Monty Alexander’s multi-faceted pianistic talent, his infectious enthusiasm, prodigious swing, extemporaneous humour and energetic resourcefulness ought to be enough to win over an audience even when it is littered with Hellenic corpses, Polish paragons and Blue Circle drinkers. But for the first part of his two-week season at Ronnie Scott’s, Alexander experienced difficulty in getting through.
Problems with the piano, the internal balance and the set-up on the stage were the prime factors which impaired communications. Another challenge was certainly the massively entertaining exuberance of Bertice Reading, an explosive and irresistibly good-humoured performer whose professionalism and vitality make her extremely hard to follow.
Nevertheless, no musician works harder than Alexander to reach an audience and by the midway point of his engagement, he was setting in motion the precious mutual catalysis that informs the best live jazz performances.

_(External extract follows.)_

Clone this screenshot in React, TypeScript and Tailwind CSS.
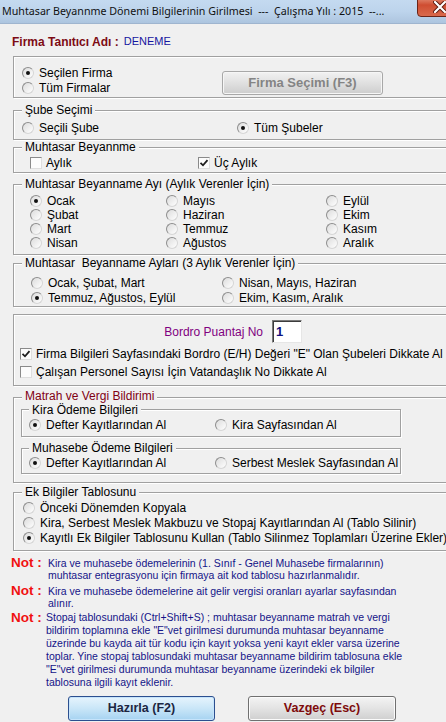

With two former Ahmad Jamal sidemen – Jamil Nasser on bass and Frank Gant on drums – plus his long-time, fellow Jamaican associate Ernest Ranglin on guitar – Alexander put together intelligently programmed sets, working sometimes in duo with just bass or guitar, varying the mood and tempo and selecting tunes and treatments particularly suited to his special talents.
Monty Alexander is a pianist who believes in the somewhat unfashionable virtues of good melodies, interesting changes, creative dynamics and hard-swinging tempos. Yet despite the conventional approach, he has forged a unique style of his own and he is undoubtedly one of the most consistently interesting and rewarding club players on the scene. He’s certainly a master of the famous jazz art of surprise.